The idea goes back to a 2000 paper, with Evan Hohlfeld and David Santiago, in which Chapline and Laughlin modeled spacetime as a Bose-Einstein condensate—a state of matter that arises when taking an extremely low-density gas to extremely low temperatures, near absolute zero. Chapline and Laughlin’s model is quantum mechanical in nature: General relativity emerges as a consequence of the way that the spacetime condensate behaves on large scales. Spacetime in this model also undergoes phase transformations when it gains or loses energy. Other scientists find this to be a promising path, too. A 2009 paper by a group of Japanese physicists stated that “[Bose-Einstein Condensates] are one of the most promising quantum fluids for” analogizing curved spacetime.

Chapline and Laughlin argue that they can describe the collapsed stars that most scientists take to be black holes as regions where spacetime has undergone a phase transition. They find that the laws of general relativity are valid everywhere in the vicinity of the collapsed star, except at the event horizon, which marks the boundary between two different phases of spacetime.

In the condensate model the event horizon surrounding a collapsed star is no longer a point of no return but instead a traversable, physical surface. This feature, along with the lack of a singularity that is the signature feature of black holes, means that paradoxes associated with black holes, like the destruction of information, don’t arise. Laughlin has been reticent to conjecture too far beyond his and Chapline’s initial ideas. He believes Chapline is onto something with dark energy stars, “but where we part company is in the amount of speculating we are willing to do about what ‘phase’ of the vacuum might be inside” what most scientists call black holes, Laughlin said. He’s holding off until experimental data reveals more about the interior phase. “I will then write my second paper on the subject,” he said.

In recent years Chapline has continued to refine his dark energy star model in collaboration with several other authors, including Pawel Mazur of the University of South Carolina and Piotr Marecki of Leipzig University. He’s concluded that dark energy stars aren’t spherical or oblate, like black holes. Instead, they have the shape of a torus, or donut. In a rotating compact object, like a dark energy star, Chapline believes quantum effects in the spacetime condensate generate a large vortex along the object’s axis of rotation. Because the region inside the vortex is empty—think of the depression that forms at the center of whirlpool—the center of the dark energy star is hollow, like an apple without its core. A similar effect is observed when quantum mechanics is used to model rotating drops of superfluid. There too, a central vortex can form at the center of a rotating drop and, surprisingly, change its shape from a sphere to a torus.

In the condensate model the event horizon surrounding a collapsed star is no longer a point of no return but instead a traversable, physical surface.

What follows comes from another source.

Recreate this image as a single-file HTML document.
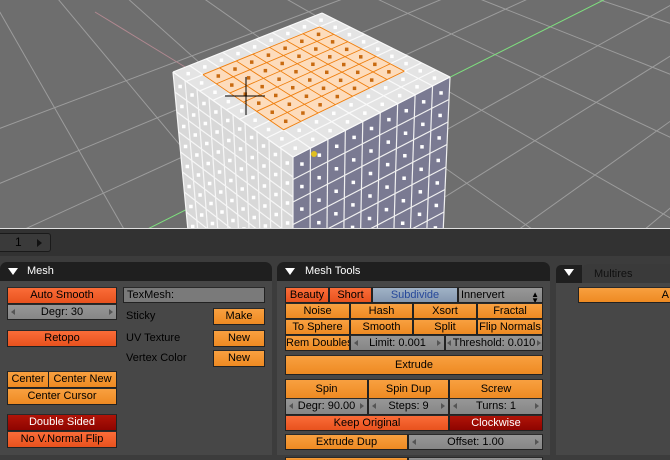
<!DOCTYPE html>
<html><head><meta charset="utf-8">
<style>
*{margin:0;padding:0;box-sizing:border-box}
html,body{width:670px;height:460px;overflow:hidden}
body{background:#3c3c3c;font-family:"Liberation Sans",sans-serif;font-size:11px;position:relative}
.a{position:absolute}
.b{position:absolute;text-align:center;line-height:15px;color:#000;border:1px solid #222;border-top-color:#2a2a2a;white-space:nowrap;overflow:hidden}
.o{background:linear-gradient(#f8a040,#ee8a22)}
.r{background:linear-gradient(#fa6c38,#e8521e)}
.d{background:linear-gradient(#b01408,#8e0400);color:#fff}
.g{background:linear-gradient(#979797,#868686)}
.bl{background:linear-gradient(#a0b2c6,#8598b0);color:#26489a}
.hd{position:absolute;height:19px;background:#1f1f1f;border-radius:7px 7px 0 0;color:#fff;font-size:11px;line-height:19px}
.bd{position:absolute;background:#474747}
.lb{position:absolute;color:#000;line-height:15px}
.tri{position:absolute;width:0;height:0;border-left:5px solid transparent;border-right:5px solid transparent;border-top:7px solid #fff}
.la,.ra{position:absolute;top:4px;width:0;height:0;border-top:3px solid transparent;border-bottom:3px solid transparent}
.la{left:3px;border-right:4px solid #555}
.ra{right:3px;border-left:4px solid #555}
</style></head><body>
<svg class="a" style="left:0;top:0" width="670" height="229">
<defs><clipPath id="c"><rect width="670" height="228"/></clipPath></defs>
<rect width="670" height="228" fill="#6e6e6e"/>
<g id="grid" clip-path="url(#c)" stroke="#9c9c9c" stroke-width="1" fill="none"></g>
<g id="cube" clip-path="url(#c)"></g>
<rect y="228" width="670" height="1" fill="#e0e0e0"/>
</svg>
<div class="a" style="left:0;top:229px;width:670px;height:27px;background:#323232"></div>
<div class="a" style="left:0;top:233px;width:51px;height:19px;border:1px solid #1a1a1a;border-left:none;border-radius:0 3px 3px 0;background:#3a3a3a;color:#000;line-height:17px;font-size:12px"><span style="position:absolute;left:15px">1</span><span style="position:absolute;left:37px;top:5px;border-top:4px solid transparent;border-bottom:4px solid transparent;border-left:5px solid #111"></span></div>

<div class="hd" style="left:0;top:262px;width:272px"><span style="position:absolute;left:27px">Mesh</span></div>
<div class="tri" style="left:8px;top:268px"></div>
<div class="bd" style="left:0;top:281px;width:272px;height:174px"></div>
<div class="b r" style="left:7px;top:287px;width:110px;height:17px">Auto Smooth</div>
<div class="b g" style="left:7px;top:304px;width:110px;height:16px">Degr: 30<i class="la"></i><i class="ra"></i></div>
<div class="b r" style="left:7px;top:330px;width:110px;height:17px">Retopo</div>
<div class="b o" style="left:7px;top:371px;width:42px;height:17px">Center</div>
<div class="b o" style="left:48px;top:371px;width:69px;height:17px">Center New</div>
<div class="b o" style="left:7px;top:388px;width:110px;height:17px">Center Cursor</div>
<div class="b d" style="left:7px;top:414px;width:110px;height:17px">Double Sided</div>
<div class="b r" style="left:7px;top:431px;width:110px;height:17px">No V.Normal Flip</div>
<div class="b" style="left:123px;top:287px;width:142px;height:16px;background:#7a7a7a;text-align:left;padding-left:3px">TexMesh:</div>
<div class="lb" style="left:126px;top:309px">Sticky</div>
<div class="lb" style="left:126px;top:331px">UV Texture</div>
<div class="lb" style="left:126px;top:351px">Vertex Color</div>
<div class="b o" style="left:213px;top:308px;width:52px;height:17px">Make</div>
<div class="b o" style="left:213px;top:330px;width:52px;height:17px">New</div>
<div class="b o" style="left:213px;top:350px;width:52px;height:17px">New</div>

<div class="hd" style="left:277px;top:262px;width:273px"><span style="position:absolute;left:28px">Mesh Tools</span></div>
<div class="tri" style="left:285px;top:268px"></div>
<div class="bd" style="left:277px;top:281px;width:273px;height:174px"></div>
<div class="b r" style="left:285px;top:287px;width:44px;height:16px">Beauty</div>
<div class="b r" style="left:329px;top:287px;width:43px;height:16px">Short</div>
<div class="b bl" style="left:372px;top:287px;width:86px;height:16px">Subdivide</div>
<div class="b g" style="left:458px;top:287px;width:85px;height:16px;text-align:left;padding-left:2px">Innervert<span style="position:absolute;right:3px;top:-1px;font-size:8px">&#9650;</span><span style="position:absolute;right:3px;top:5px;font-size:8px">&#9660;</span></div>
<div class="b o" style="left:285px;top:303px;width:65px;height:16px">Noise</div>
<div class="b o" style="left:350px;top:303px;width:63px;height:16px">Hash</div>
<div class="b o" style="left:413px;top:303px;width:64px;height:16px">Xsort</div>
<div class="b o" style="left:477px;top:303px;width:66px;height:16px">Fractal</div>
<div class="b o" style="left:285px;top:319px;width:65px;height:16px">To Sphere</div>
<div class="b o" style="left:350px;top:319px;width:63px;height:16px">Smooth</div>
<div class="b o" style="left:413px;top:319px;width:64px;height:16px">Split</div>
<div class="b o" style="left:477px;top:319px;width:66px;height:16px">Flip Normals</div>
<div class="b o" style="left:285px;top:335px;width:65px;height:16px">Rem Doubles</div>
<div class="b g" style="left:350px;top:335px;width:95px;height:16px">Limit: 0.001<i class="la"></i><i class="ra"></i></div>
<div class="b g" style="left:445px;top:335px;width:98px;height:16px">Threshold: 0.010<i class="la" style="left:1px"></i><i class="ra" style="right:1px"></i></div>
<div class="b o" style="left:285px;top:355px;width:258px;height:20px;line-height:18px">Extrude</div>
<div class="b o" style="left:285px;top:379px;width:83px;height:20px;line-height:18px">Spin</div>
<div class="b o" style="left:368px;top:379px;width:81px;height:20px;line-height:18px">Spin Dup</div>
<div class="b o" style="left:449px;top:379px;width:94px;height:20px;line-height:18px">Screw</div>
<div class="b g" style="left:285px;top:398px;width:83px;height:17px">Degr: 90.00<i class="la"></i><i class="ra"></i></div>
<div class="b g" style="left:368px;top:398px;width:81px;height:17px">Steps: 9<i class="la"></i><i class="ra"></i></div>
<div class="b g" style="left:449px;top:398px;width:94px;height:17px">Turns: 1<i class="la"></i><i class="ra"></i></div>
<div class="b r" style="left:285px;top:415px;width:164px;height:16px">Keep Original</div>
<div class="b d" style="left:449px;top:415px;width:94px;height:16px">Clockwise</div>
<div class="b o" style="left:285px;top:434px;width:123px;height:16px">Extrude Dup</div>
<div class="b g" style="left:408px;top:434px;width:135px;height:16px">Offset: 1.00<i class="la"></i><i class="ra"></i></div>
<div class="b o" style="left:285px;top:457px;width:123px;height:3px;border-bottom:none"></div>
<div class="b g" style="left:408px;top:457px;width:135px;height:3px;border-bottom:none"></div>

<div class="hd" style="left:556px;top:265px;width:26px;border-radius:5px 0 0 0"></div>
<div class="tri" style="left:564px;top:269px"></div>
<div class="hd" style="left:582px;top:264px;width:88px;background:#3a3a3a;color:#111;border-radius:7px 0 0 0"><span style="position:absolute;left:12px;top:1px">Multires</span></div>
<div class="bd" style="left:556px;top:283px;width:114px;height:172px"></div>
<div class="b o" style="left:578px;top:287px;width:92px;height:16px;border-right:none;text-align:right;padding-right:1px">A</div>

<script>
var N="http://www.w3.org/2000/svg";
function el(p,t,a){var e=document.createElementNS(N,t);for(var k in a)e.setAttribute(k,a[k]);p.appendChild(e);return e;}
var g=document.getElementById('grid');
[-130,100,336,560,800,1060,1340,1650,2000,2400].forEach(function(x){el(g,'line',{x1:-150,y1:-250,x2:x,y2:600});});
[-1250,-1000,-786,-591,-400,-200,0,200,420,650,900].forEach(function(x){el(g,'line',{x1:1400,y1:-400,x2:x,y2:600,stroke:x==-591?'#7ee07e':'#9c9c9c'});});
el(g,'line',{x1:95,y1:12,x2:190,y2:70,stroke:'#b08890'});
var c=document.getElementById('cube');
function bil(P,u,v){var A=P[0],B=P[1],C=P[2],D=P[3];return[(1-u)*(1-v)*A[0]+u*(1-v)*D[0]+u*v*C[0]+(1-u)*v*B[0],(1-u)*(1-v)*A[1]+u*(1-v)*D[1]+u*v*C[1]+(1-u)*v*B[1]];}
function face(P,nu,nv,fill,line,dot,sel){
 el(c,'polygon',{points:P.map(function(p){return p.join(',')}).join(' '),fill:fill});
 if(sel){var s=sel,q=[bil(P,s[0],s[2]),bil(P,s[0],s[3]),bil(P,s[1],s[3]),bil(P,s[1],s[2])];
  el(c,'polygon',{points:q.map(function(p){return p.join(',')}).join(' '),fill:'#fddcbc'});}
 for(var i=0;i<=nu;i++){var a=bil(P,i/nu,0),b=bil(P,i/nu,1);el(c,'line',{x1:a[0],y1:a[1],x2:b[0],y2:b[1],stroke:line,'stroke-width':1.2});}
 for(var j=0;j<=nv;j++){var a=bil(P,0,j/nv),b=bil(P,1,j/nv);el(c,'line',{x1:a[0],y1:a[1],x2:b[0],y2:b[1],stroke:line,'stroke-width':1.2});}
 if(sel){for(var i=Math.round(sel[0]*nu);i<=Math.round(sel[1]*nu);i++){var a=bil(P,i/nu,sel[2]),b=bil(P,i/nu,sel[3]);el(c,'line',{x1:a[0],y1:a[1],x2:b[0],y2:b[1],stroke:'#f08010'});}
  for(var j=Math.round(sel[2]*nv);j<=Math.round(sel[3]*nv);j++){var a=bil(P,sel[0],j/nv),b=bil(P,sel[1],j/nv);el(c,'line',{x1:a[0],y1:a[1],x2:b[0],y2:b[1],stroke:'#f08010'});}}
 for(var i=0;i<nu;i++)for(var j=0;j<nv;j++){var u=(i+.5)/nu,v=(j+.5)/nv,p=bil(P,u,v);
  var ins=sel&&u>sel[0]&&u<sel[1]&&v>sel[2]&&v<sel[3];
  el(c,'rect',{x:p[0]-1.5,y:p[1]-1.5,width:3.5,height:3.5,fill:ins?'#c86a10':dot});}
}
face([[173,72],[293,157],[293,337],[190,252]],9,10,'#d8d8d8','#f6f6f6','#fff');
face([[293,157],[450,77],[442,257],[293,337]],8,9,'#7a7a92','#f0f0f0','#fff');
face([[173,72],[322,13],[450,77],[293,157]],9,9,'#e4e4e4','#fafafa','#fff',[1/9,7/9,1/9,8/9]);
el(c,'circle',{cx:314,cy:154,r:3,fill:'#e0c020'});
el(c,'line',{x1:246,y1:77,x2:246,y2:115,stroke:'#000'});
el(c,'line',{x1:225,y1:96,x2:265,y2:96,stroke:'#000'});
</script>
</body></html>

For Chapline, this strange toroidal geometry isn’t a bug of dark energy stars, but a feature, as it helps explain the origin and shape of astrophysical jets—the highly energetic beams of ionized matter that are generated along the axis of rotation of a compact object like a black hole. Chapline believes he’s identified a mechanism in dark energy stars that explains observations of astrophysical jets better than mainstream ones, which posit that energy is extracted from the accretion disk outside of a black hole and focused into a narrow beam along the black hole’s axis of rotation. To Chapline, matter and energy falling toward a dark energy star would make its way to the inner throat (the “donut hole”), where electrons orbiting the throat would, as in a Biermann Battery, generate magnetic fields powerful enough to drive the jets.

Chapline points to recent experimental work where scientists, at the OMEGA Laser Facility at the University of Rochester, created magnetized jets using lasers to form a ring-like excitation on a flat surface. Though the experiments were not conducted with dark energy stars in mind, Chapline believes it provides support for his theory since the ring-like excitation—Chapline calls it a “ring of fire”—is exactly what he would expect to happen along the throat of a dark energy star. He believes the ring could be the key to supporting the existence of dark energy stars. “This ought to eventually show up clearly” in the Event Horizon Telescope images, Chapline said, referring to the ring.

Chapline also points out that dark energy stars will not be completely opaque to light, as matter and light can pass into, but also out of, a dark energy star. A dark energy star won’t have a completely black interior—instead it will show a distorted image of any stars behind it. Other physicists, though, are skeptical that these kinds of deviations from conventional black hole models would show up in the Event Horizon Telescope data. Raul Carballo-Rubio, a physicist at the International School for Advanced Studies, in Trieste, Italy, has developed his own alternative model to black holes known as semi-classical relativistic stars. Speaking more generally about alternative black hole models Caraballo-Rubio said, “The differences [with black holes] that would arise in these models are too minute to be detected” by the Event Horizon Telescope.

Chapline plans to discuss his dark energy star predictions in December, at the Kavli Institute for Theoretical Physics in Santa Barbara. But even if his predictions are confirmed, he said he doesn’t expect the scientific community to become convinced overnight. “I expect that for the next few years the [Event Horizon Telescope] people will be confused by what they see.”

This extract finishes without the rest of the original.